Pero la memoria de Tribó va más allá de los 44 años que ha trabajado en el teatro de la Rambla: en el 2005 publicó los primeros anales que van de 1847 a 1897, el primer medio siglo de vida.“A mí me interesa el pasado del Liceu. Es la cosa que más quiero”, dice. “Y me alarmó que gente de EE.UU. me preguntara si Caruso había cantado en el Liceu. ‘Me parece que sí’, decía. ‘¿Y cuándo?’ ‘Creo que a principios del siglo XX’. ‘¿Qué cantó y con quién?’ ‘Pues no lo sé’”.

Respuestas indignas de un hombre que siendo un niño, y sentado en las butacas del quinto piso, sentía desasosiego cuando veía que un cantante se saltaba una frase. Le sucedió a la soprano turca Leyla Gencer en su primera Norma. “Sí, yo me sabía el texto de la Norma”, afirma entre resignado y divertido. Ya quería ser apuntador.

¿Y cuándo fue que Caruso cantó?

“Voy a parecer pedante, pero lo sé: fueron dos días, 20 y 25 de febrero del 1904. Y cantó aquí y no cantó en el Real a pesar de que allí le pagaban mejor”.

Tribó es un archivo viviente. Ha pasado años en la Biblioteca de Catalunya leyendo el Diario de Barcelona para documentar esos anales. Y ahora quiere sacar los de 1897-1947. “En el Liceu cada día pasaban cosas. ¿Quieren que saque la lista?”
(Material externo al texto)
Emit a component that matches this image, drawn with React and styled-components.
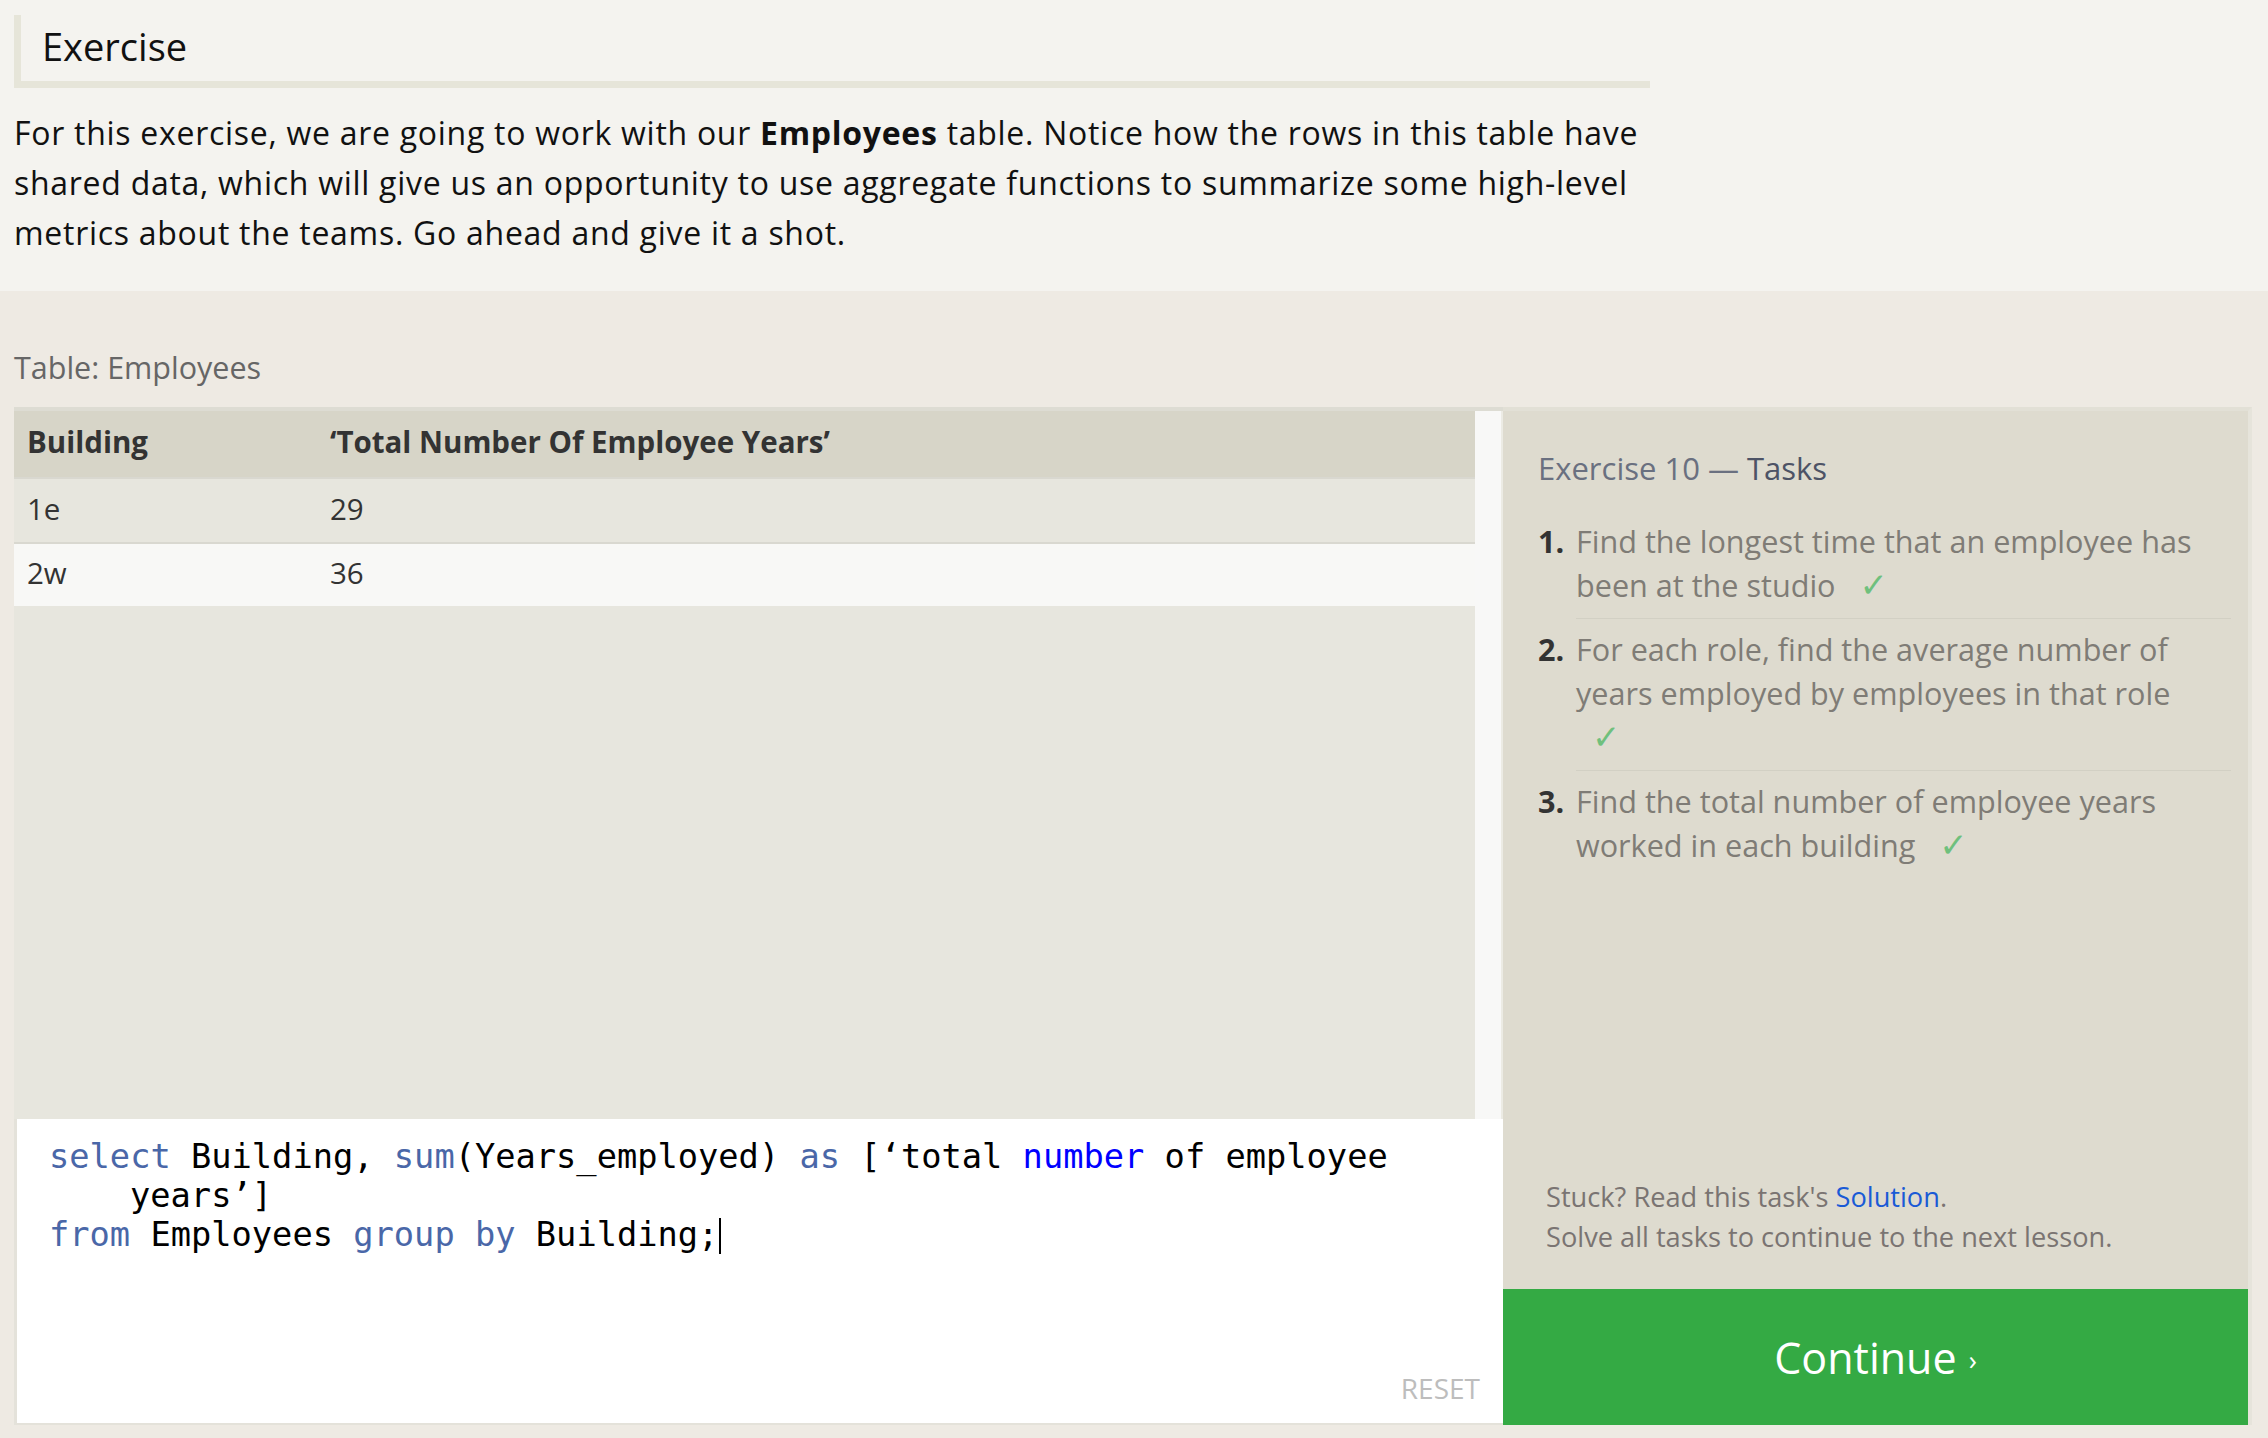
import React from 'react';
import styled, { createGlobalStyle } from 'styled-components';

const GlobalStyle = createGlobalStyle`
  html, body {
    margin: 0;
    padding: 0;
    background: #eeeae3;
  }
  body {
    font-family: "Open Sans", "Noto Sans", sans-serif;
  }
`;

const Page = styled.div`
  min-height: 1438px;
  background: #eeeae3;
`;

const Intro = styled.section`
  box-sizing: border-box;
  height: 291px;
  padding: 15px 14px 0;
  background: #f4f3ef;
`;

const Heading = styled.h1`
  box-sizing: border-box;
  width: 1636px;
  height: 73px;
  margin: 0;
  padding-left: 21px;
  border-left: 7px solid #e6e5d9;
  border-bottom: 7px solid #e6e5d9;
  font-size: 38px;
  font-weight: normal;
  line-height: 63px;
  color: #111;
`;

const Lead = styled.p`
  width: 1650px;
  margin: 20px 0 0;
  font-size: 32px;
  letter-spacing: 0.72px;
  line-height: 50px;
  color: #111;

  strong {
    font-weight: bold;
  }
`;

const Work = styled.section`
  padding: 58px 16px 0 14px;
`;

const TableLabel = styled.div`
  margin-bottom: 22px;
  font-size: 30.5px;
  line-height: 36px;
  color: #666;
`;

const Split = styled.div`
  display: grid;
  grid-template-columns: 1489px 749px;
  height: 1018px;
`;

const LeftCol = styled.div`
  display: flex;
  flex-direction: column;
`;

const TableBox = styled.div`
  display: flex;
  height: 712px;
  box-sizing: border-box;
  border-top: 4px solid #dddcd3;
  background: #e7e6de;
`;

const Grid = styled.div`
  flex: 1;
`;

const ScrollTrack = styled.div`
  width: 26px;
  background: #f8f8f7;
  border-right: 2px solid #ecebe4;
`;

const Row = styled.div`
  display: grid;
  grid-template-columns: 303px 1fr;
  box-sizing: border-box;
  height: ${(p) => p.h}px;
  align-items: center;
  padding: 0 0 5px 13px;
  background: ${(p) => p.bg};
  border-bottom: ${(p) => (p.line ? '2px solid #d9d8d0' : 'none')};
  font-size: 29.5px;
  font-weight: ${(p) => (p.head ? 'bold' : 'normal')};
  color: #333;
`;

const Editor = styled.div`
  display: flex;
  flex-direction: column;
  flex: 1;
  box-sizing: border-box;
  padding: 18px 23px 20px 32px;
  background: #fff;
  border-left: 3px solid #e4e2da;
  border-bottom: 2px solid #e4e2da;
`;

const Code = styled.pre`
  margin: 0;
  font-family: "DejaVu Sans Mono", "Liberation Mono", monospace;
  font-size: 33.7px;
  line-height: 39px;
  color: #000;
`;

const CodeLine = styled.div`
  padding-left: ${(p) => (p.wrap ? '81px' : '0')};
`;

const Kw = styled.span`
  color: ${(p) => (p.builtin ? '#0000ff' : '#4a67a8')};
`;

const Caret = styled.span`
  display: inline-block;
  width: 2px;
  height: 36px;
  margin-left: 1px;
  vertical-align: -8px;
  background: #000;
`;

const Reset = styled.div`
  margin-top: auto;
  align-self: flex-end;
  font-size: 28px;
  line-height: 30px;
  color: #bdbdbd;
`;

const Panel = styled.aside`
  display: flex;
  flex-direction: column;
  box-sizing: border-box;
  background: #dedbcf;
  border-top: 4px solid #e2e0d6;
  border-right: 4px solid #e6e4db;
`;

const PanelBody = styled.div`
  display: flex;
  flex-direction: column;
  flex: 1;
  padding: 37px 0 0 35px;
`;

const PanelTitle = styled.h2`
  margin: 0 0 23px;
  font-size: 31px;
  font-weight: normal;
  line-height: 40px;
  color: #6a7080;

  span {
    color: #4d5366;
  }
`;

const Tasks = styled.ol`
  margin: 0;
  padding: 0;
  list-style: none;
`;

const Task = styled.li`
  display: grid;
  grid-template-columns: 38px 1fr;
  padding-top: 8px;
  font-size: 30.6px;
  line-height: 44px;
  color: #7f7c76;
`;

const Num = styled.span`
  font-weight: bold;
  color: #333;
`;

const TaskText = styled.span`
  margin-right: 17px;
  padding: 0 30px 11px 0;
  border-bottom: ${(p) => (p.last ? 'none' : '1px solid #d2d0c4')};
`;

const Check = styled.span`
  display: inline-block;
  margin-left: 16px;
  color: #6fc07d;
  font-family: "DejaVu Sans", sans-serif;
  font-size: 34px;
  line-height: 40px;
`;

const Stuck = styled.div`
  margin-top: auto;
  margin-bottom: 32px;
  padding-left: 8px;
  font-size: 27.2px;
  line-height: 40px;
  color: #7a7472;

  a {
    color: #1a5ad6;
    text-decoration: none;
  }
`;

const ContinueButton = styled.button`
  height: 136px;
  border: none;
  background: #34aa44;
  color: #fff;
  font-family: "Open Sans", "Noto Sans", sans-serif;
  font-size: 43px;
  cursor: pointer;

  small {
    font-size: 27px;
    margin-left: 12px;
    vertical-align: 4px;
  }
`;

const tasks = [
  'Find the longest time that an employee has been at the studio',
  'For each role, find the average number of years employed by employees in that role',
  'Find the total number of employee years worked in each building',
];

export default function App() {
  return (
    <Page>
      <GlobalStyle />
      <Intro>
        <Heading>Exercise</Heading>
        <Lead>
          For this exercise, we are going to work with our <strong>Employees</strong> table.
          Notice how the rows in this table have shared data, which will give us an opportunity
          to use aggregate functions to summarize some high-level metrics about the teams. Go
          ahead and give it a shot.
        </Lead>
      </Intro>
      <Work>
        <TableLabel>Table: Employees</TableLabel>
        <Split>
          <LeftCol>
            <TableBox>
              <Grid>
                <Row head h={68} bg="#d7d5c8" line>
                  <span>Building</span>
                  <span>‘Total Number Of Employee Years’</span>
                </Row>
                <Row h={65} bg="#e7e6de" line>
                  <span>1e</span>
                  <span>29</span>
                </Row>
                <Row h={62} bg="#f8f8f6">
                  <span>2w</span>
                  <span>36</span>
                </Row>
              </Grid>
              <ScrollTrack />
            </TableBox>
            <Editor>
              <Code>
                <CodeLine>
                  <Kw>select</Kw> Building, <Kw>sum</Kw>(Years_employed) <Kw>as</Kw> [‘total{' '}
                  <Kw builtin>number</Kw> of employee
                </CodeLine>
                <CodeLine wrap>years’]</CodeLine>
                <CodeLine>
                  <Kw>from</Kw> Employees <Kw>group</Kw> <Kw>by</Kw> Building;<Caret />
                </CodeLine>
              </Code>
              <Reset>RESET</Reset>
            </Editor>
          </LeftCol>
          <Panel>
            <PanelBody>
              <PanelTitle>
                Exercise 10 — <span>Tasks</span>
              </PanelTitle>
              <Tasks>
                {tasks.map((t, i) => (
                  <Task key={i}>
                    <Num>{i + 1}.</Num>
                    <TaskText last={i === tasks.length - 1}>
                      {t} <Check>✓</Check>
                    </TaskText>
                  </Task>
                ))}
              </Tasks>
              <Stuck>
                Stuck? Read this task's <a href="#solution">Solution</a>.
                <br />
                Solve all tasks to continue to the next lesson.
              </Stuck>
            </PanelBody>
            <ContinueButton>
              Continue<small>›</small>
            </ContinueButton>
          </Panel>
        </Split>
      </Work>
    </Page>
  );
}
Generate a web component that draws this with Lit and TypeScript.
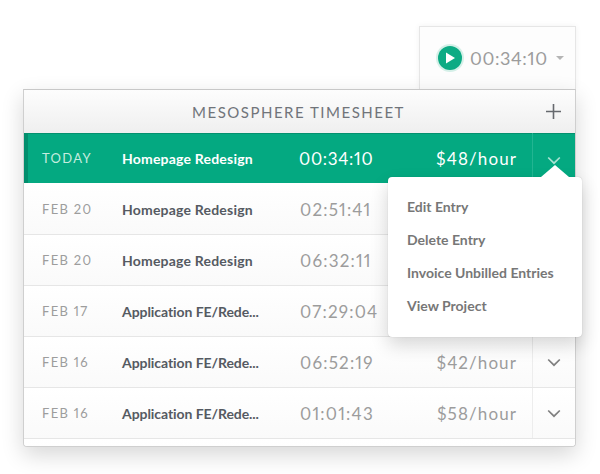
import { LitElement, html, css } from "lit";
import { customElement } from "lit/decorators.js";

// rates of the first three rows sit under the open menu, so they are left out
const rows = [
  { date: "FEB 20", name: "Homepage Redesign", time: "02:51:41", rate: "" },
  { date: "FEB 20", name: "Homepage Redesign", time: "06:32:11", rate: "" },
  { date: "FEB 17", name: "Application FE/Rede...", time: "07:29:04", rate: "" },
  { date: "FEB 16", name: "Application FE/Rede...", time: "06:52:19", rate: "$42/hour" },
  { date: "FEB 16", name: "Application FE/Rede...", time: "01:01:43", rate: "$58/hour" },
];

const chevron = html`<svg width="14" height="9" viewBox="0 0 14 9"><path d="M1.2 1.5 7 7.2l5.8-5.7" fill="none" stroke="currentColor" stroke-width="1.7"/></svg>`;

@customElement("app-root")
export class AppRoot extends LitElement {
  static styles = css`
    :host {
      display: block;
      width: 600px;
      height: 474px;
      overflow: hidden;
      background: #fff;
      font-family: Lato, "Open Sans", sans-serif;
      font-variant-numeric: proportional-nums;
      -webkit-font-smoothing: antialiased;
    }
    .stage {
      position: relative;
      display: flex;
      flex-direction: column;
      align-items: flex-end;
      padding: 26px 24px 0 23px;
    }
    .timer {
      display: flex;
      align-items: center;
      gap: 8px;
      box-sizing: border-box;
      width: 157px;
      height: 63px;
      padding: 0 0 0 18px;
      background: #fdfdfd;
      border: 1px solid #e6e6e6;
      border-bottom: none;
      box-shadow: 0 0 6px rgba(0, 0, 0, 0.06);
    }
    .play {
      display: flex;
      align-items: center;
      justify-content: center;
      width: 24px;
      height: 24px;
      border-radius: 50%;
      background: #0dab84;
      box-shadow: 0 0 0 2px #d5f0e8;
    }
    .timer-text {
      font-size: 18px;
      letter-spacing: 0.6px;
      color: #9c9c9c;
    }
    .caret {
      width: 0;
      height: 0;
      margin-left: 0;
      border: 4px solid transparent;
      border-top: 4px solid #b5b5b5;
      border-bottom: none;
    }
    .panel {
      box-sizing: border-box;
      width: 553px;
      height: 358px;
      overflow: hidden;
      background: #fff;
      border: 1px solid #cfcfcf;
      border-top-color: #c8c8c8;
      border-radius: 0 0 4px 4px;
      box-shadow: 0 8px 22px rgba(0, 0, 0, 0.16);
      position: relative;
    }
    .head {
      display: flex;
      align-items: center;
      justify-content: center;
      position: relative;
      height: 43px;
      padding-right: 2px;
      background: linear-gradient(#fdfdfd, #efefef);
      font-size: 15px;
      letter-spacing: 1.5px;
      color: #70747a;
    }
    .plus {
      position: absolute;
      right: 14px;
      top: 14px;
      display: block;
    }
    .list {
      padding-top: 1px;
    }
    .row {
      display: grid;
      grid-template-columns: 80px 177px 100px 1fr 43px;
      align-items: center;
      height: 51px;
      box-sizing: border-box;
      padding-left: 18px;
      background: linear-gradient(#fff, #fafafa);
      border-bottom: 1px solid #e6e6e6;
    }
    .date {
      font-size: 13px;
      letter-spacing: 1.3px;
      color: #9d9d9d;
    }
    .name {
      font-size: 14px;
      font-weight: 700;
      letter-spacing: 0.2px;
      color: #555a62;
      white-space: nowrap;
    }
    .name.long {
      letter-spacing: -0.07px;
    }
    .time {
      padding-left: 1px;
      font-size: 17px;
      letter-spacing: 1.2px;
      color: #9c9c9c;
    }
    .rate {
      font-size: 17px;
      letter-spacing: 1.1px;
      text-align: right;
      padding-right: 15px;
      color: #9c9c9c;
    }
    .more {
      align-self: stretch;
      display: flex;
      align-items: center;
      justify-content: center;
      border-left: 1px solid #ededed;
      color: #808080;
    }
    .row.active {
      height: 50px;
      padding-left: 18px;
      background: #04a981;
      border-bottom: none;
      box-shadow: inset 4px 0 0 #028e6d, inset 0 1px 0 #03916f;
    }
    .active .date {
      color: #c4ecdf;
    }
    .active .name,
    .active .time,
    .active .rate {
      color: #fff;
    }
    .active .time {
      padding-left: 0;
      letter-spacing: 0.7px;
    }
    .active .more {
      border-left-color: #22b592;
      color: #a9e2d2;
      padding-top: 4px;
    }
    .menu {
      position: absolute;
      left: 388px;
      top: 177px;
      box-sizing: border-box;
      width: 194px;
      height: 160px;
      padding: 13px 19px;
      background: #fff;
      border-radius: 4px;
      box-shadow: 0 0 1px rgba(0, 0, 0, 0.25), 0 8px 18px rgba(0, 0, 0, 0.16);
      display: flex;
      flex-direction: column;
    }
    .menu::before {
      content: "";
      position: absolute;
      right: 13px;
      top: -12px;
      width: 0;
      height: 0;
      border-left: 14px solid transparent;
      border-right: 14px solid transparent;
      border-bottom: 12px solid #fff;
    }
    .menu div {
      height: 33px;
      line-height: 33px;
      font-size: 14px;
      font-weight: 700;
      color: #777;
      white-space: nowrap;
    }
  `;

  renderRow(r: { date: string; name: string; time: string; rate: string }, active = false) {
    return html`
      <div class="row ${active ? "active" : ""}">
        <span class="date">${r.date}</span>
        <span class="name ${r.name.endsWith("...") ? "long" : ""}">${r.name}</span>
        <span class="time">${r.time}</span>
        <span class="rate">${r.rate}</span>
        <span class="more">${chevron}</span>
      </div>
    `;
  }

  render() {
    return html`
      <div class="stage">
        <div class="timer">
          <span class="play">
            <svg width="10" height="12" viewBox="0 0 10 12"><path d="M1 0.5 10 6 1 11.5Z" fill="#fff"/></svg>
          </span>
          <span class="timer-text">00:34:10</span>
          <span class="caret"></span>
        </div>
        <div class="panel">
          <div class="head">
            MESOSPHERE TIMESHEET
            <svg class="plus" width="15" height="15" viewBox="0 0 15 15"><path d="M7.5 0v15M0 7.5h15" stroke="#66696e" stroke-width="1.6"/></svg>
          </div>
          ${this.renderRow({ date: "TODAY", name: "Homepage Redesign", time: "00:34:10", rate: "$48/hour" }, true)}
          <div class="list">
            ${rows.map((r) => this.renderRow(r))}
            <div class="row"></div>
          </div>
        </div>
        <div class="menu">
          <div>Edit Entry</div>
          <div>Delete Entry</div>
          <div>Invoice Unbilled Entries</div>
          <div>View Project</div>
        </div>
      </div>
    `;
  }
}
Y así es como Tribó hace las delicias de los comensales que han acudido a este ágape organizado por los socios del Cercle con la intención de conocer y reconocer “esta actividad casi imperceptible de rumores y susurros, pero de capital importancia”, como apunta el vicepresidente del club, Pepe García Reyes, al introducir al maestro.

“Los primeros 40 años se hacía un programa mixto con teatro de prosa, tenorios, rondeñas y un ‘divertido sainete’. Con títulos como Fabio el novicio, La monja sangrienta, El bandido incógnito en las ruinas de los templarios... o Los funestos efectos de los odios demasiado inveterados en el seno de las familias”.

Y señala que sorprende que ni por tradición oral haya llegado que hubiesen caídos dos perros del cuarto piso. Pues en el Liceu entraban perros acompañados de sus dueños, incluso gatos.

“Hay el caso de un enorme perrazo que cae desde el 4.º piso al anfiteatro y muere de la caída. Y se abre una investigación del ayuntamiento que nos confirma que ‘cayó solo, que no hubo intencionalidad criminal’ (risas). El pobre cayó de la emoción que le causó el acto segundo de Guillermo Tell”.

Que entraban y salían perros del teatro lo supo Tribó porque en una inauguración se puso fin a esa práctica: “Prohibida la entrada de perros, ni siquiera acompañados de sus dueños”, rezaba la norma. “Se prohíbe tararear aquellas melodías que hayan sido memorizadas” y “llevar el compás con los abanicos”.

Las risas en el comedor del Cercle van in crescendo. Más aún cuando Tribó cuenta el episodio del gato que cae del 5.º piso sobre la barandilla de la orquesta, rebota contra una butaca vacía y sale maullando. O el suceso de una mujer de Cádiz que dio a luz en el Liceu y decidió ponerle Eliceo a la criatura.

“Hoy no pasan cosas tan divertidas, aunque yo me he reído mucho... Una vez me tuve que esconder de la risa. Fue en un Trovador con la soprano Ángeles Gulín en el que salía el tenor corriendo. El hombre tropezó, se colgó del collar de ella... y yo recogiendo las bolitas que me iban llegando”. Y asoman lágrimas en los ojos.